An Introduction to Overfitting (1)
Clearly, when we build a decision tree from a set of training data, the purpose of this is to build a tree that can accurately classify new data that’s given to the system. A common issue with decision trees, is that they tend to ‘overfit’ to their training data. This means that whilst they will perform very well on the training data they were built from, they frequently fail to classify new data, or to ‘generalise’. Figure 1 shows how a regression model from data points could be overfit due to learning noise in the data.
Consider that in this example, the data points are representing a linear relationship (so we would want the regression to reflect just that). The polynomial of degree 0 represents a regression model that underfits the training data, that is, it fails to accurately fit the training data at all, and would most likely be rejected as a model immediately. Usually this isn’t such a big issue because we know straight away if the model has fitted poorly to our training data and we can do something about it.
The polynomial of degree 9 is a more interesting case because clearly, it is picking up on small amounts of variation in the data points which is most likely due to marginal error. This is an issue because if we were to build a learning model like this, we might choose to test whether it’s a good model by seeing how well it has fit the training data. In this case, it has 100% fit on our training data, hooray job done! However, as soon as we consider a data point at about x = 10, whilst we might want the model to return me a prediction of y = ~21, our polynomial degree 9 fit will actually give me a prediction of many orders of magnitudes bigger. So despite what our test against the training set told us, the model is no good for general data.
Testing for Overfitting (2)
So, before we turn to fixing overfitting in our decision trees, we might like to consider how we can test for overfitting in the first place. This is a challenge because in almost all cases, the model we are developing isn’t simply trying to fit to a set of 2 dimensional points, and so it’s much harder to tell when we have overfit our data. And as mentioned before, if we try to test for overfitting by checking how often it correctly classifies our training data (the data it was built from), this offers no promises on how the model generalises to new data.
To do this we will split the data that we have been given to build on into 2 non overlapping sets. The first set of data will be the actual training data, and the rest will be our test data. So we will build the model from the training data, and then we test how well the model generalises by giving it the test data and monitoring how many of the data points it correctly classifies. This will then give us a good idea on how well our model generalises. We will use this method later to test our extensions on decision trees.
Bias and Variance
It’s helpful here to introduce the concepts of bias and variance. Both concepts are measures of what would happen if you were to retrain your model many times on different sets of training data. Consider our degree 0 model in the graph above, no matter how many times we retrain this model on different sets of data, it’s going to model the training data pretty poorly, this would mean it has high bias.

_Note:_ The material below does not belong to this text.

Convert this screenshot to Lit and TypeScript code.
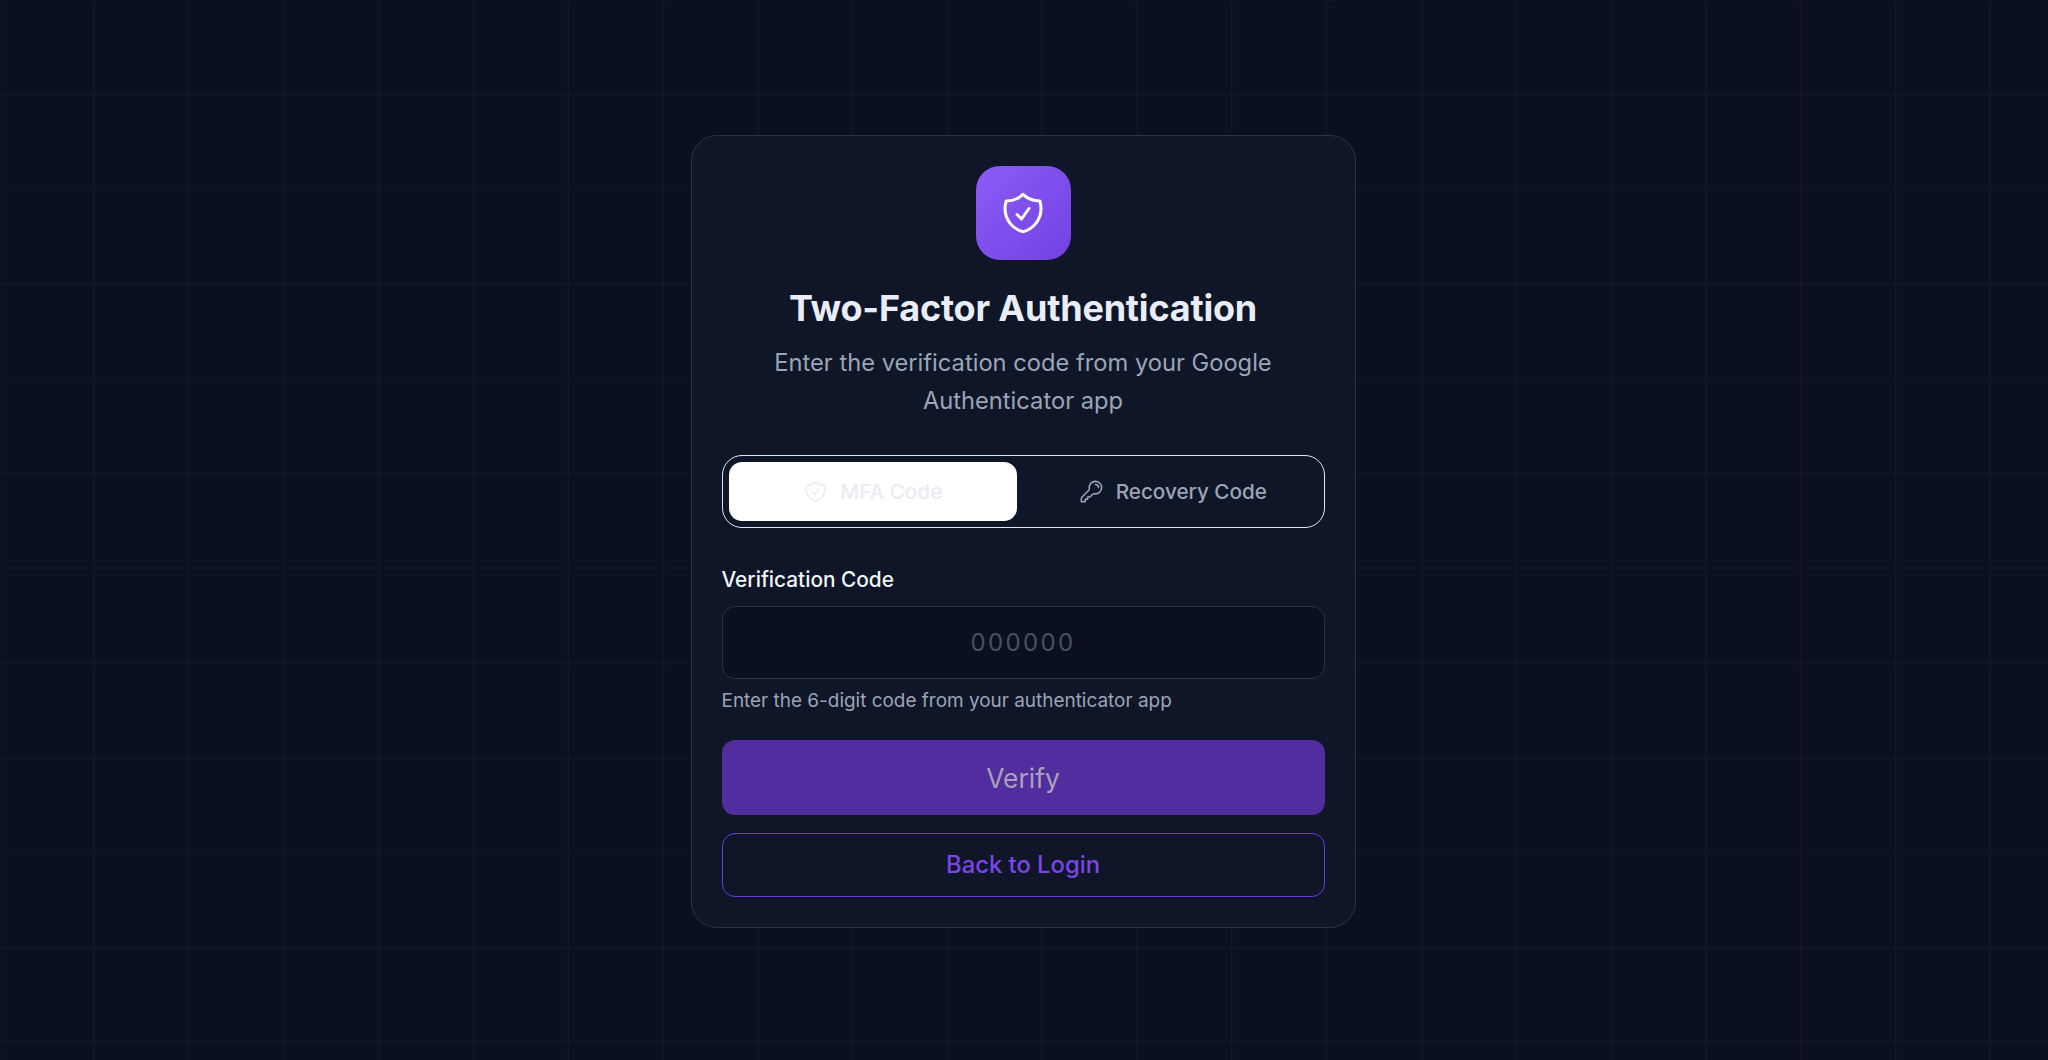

However, with every iteration that we retrain the model, each model will come out looking very similar. So in essence the group of models are a closely packed one, but they all fail to hit the mark. A model of high bias but low variance typically correspond to underfitting (3).
Conversely, our degree 9 model fits the training set perfectly, so it has very low bias. However if we were to run the training simulation again on a different set of data, the model would likely come out looking dramatically different, and this corresponds to a high variance. These properties are that of an overfitted model.
Figure 2 illustrates this (4).
Sources of Overfitting in Decision Trees and Impact in Big Data (5)
Decision trees fall victim to overfitting in two different ways, one of which we have already mentioned; that of learning from noise in our data and making assumptions from anomalous or unusual data points. The second is learning to identify specific inputs rather than whatever factors are actually predictive for the desired output.
As we now know, if decision trees are often the victim of overfitting, it means that they suffer from high variance. A common way to fix high variance is by training our model with a larger set of data, this is to ‘drown’ out the noise. So this might sound like we’ll have better luck when it comes to training our model with relation to big data, because there certainly won’t be a shortage of it. But there’s a major issue with big data. It’s true that we might be able to get our hands on a hell of a lot of data, but in reality, this data tends to be messy. Unlike a small dataset which we might manually clean before using it to train a model (by looking through it and removing anomalies), if we are to train a model with big data, we’ll have far too much of it to do this with. The reason for this poor quality data could be down to how it has been collected, for instance we might be collecting it from numerous social networks where there’s been no human intervention in it. Whilst we might be able to perform some methods of pre-processing to better prepare our data for the use (see dimensionality reduction), we still need a robust learning model to cope with anomalies and noise.